Titel: Ice Flow and Basal Conditions - A Model Study of the North East Greenland Ice Stream (NEGIS)


The North East Greenland Ice Stream, is without comparison the largest flow structure found in Greenland. It transports ice from the interior of the ice sheet to three outlet glaciers draining a significant fraction of the overall mass loss from Greenland. The dynamics of ice streams are currently not well understood, this is evident from ice flow models inability to reproduce the observed fast flow of ice streams. Likely processes at the icebedrock interface are important for explaining these fast flows. However, sub-glacial processes are complex and difficult to observe.

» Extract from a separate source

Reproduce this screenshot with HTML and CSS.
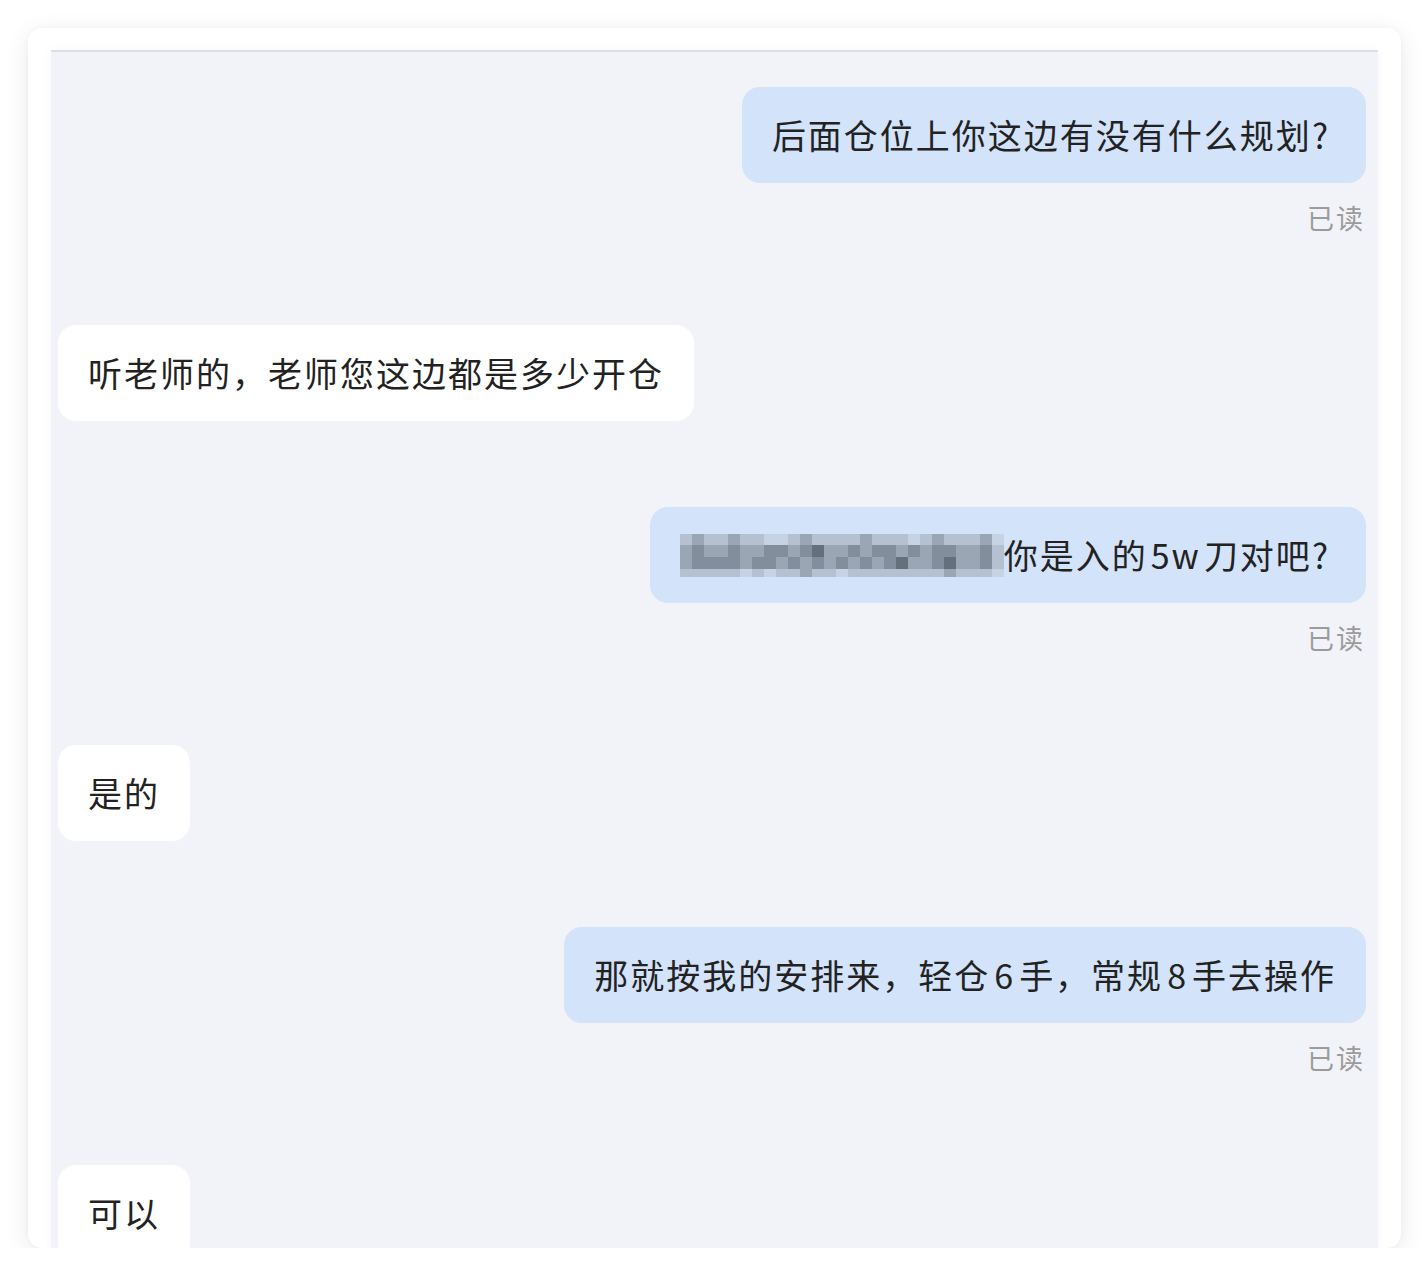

Inverse modelling has therefore become an important tool when investigating ice stream dynamics.

The aim of the thesis was to examine basal conditions of the North East Greenland Ice Stream. This was done by setting up the vertically integrated finite element model Úa under various assumptions for flow parameters. Observations of surface velocities of the Greenland ice sheet where used to invert for the two flow

parameters: basal slipperiness, C, from the Weertman friction law, and the rate factor A from Glen’s flow law. This was done assuming two values for the flow law exponent n = {3; 4}, while also varying the value of the friction law exponent m = {1; 3; 4}. Furthermore, experiments where performed, in order to to evaluate the model response.

The inverse problem is not unique, hence, the inverted A and C maps are only one possible result. The inverted A and C maps where therefore considered with respect to each other.

Recurring features where observed for many of the inversion runs which were considered robust. These include: soft shear margins, high basal slipperiness at the initiation of the North East Greenland Ice Stream, at which point the ice also appears soft. Also, the model predicted high basal slipperiness at the potential location of a sub-glacial lake.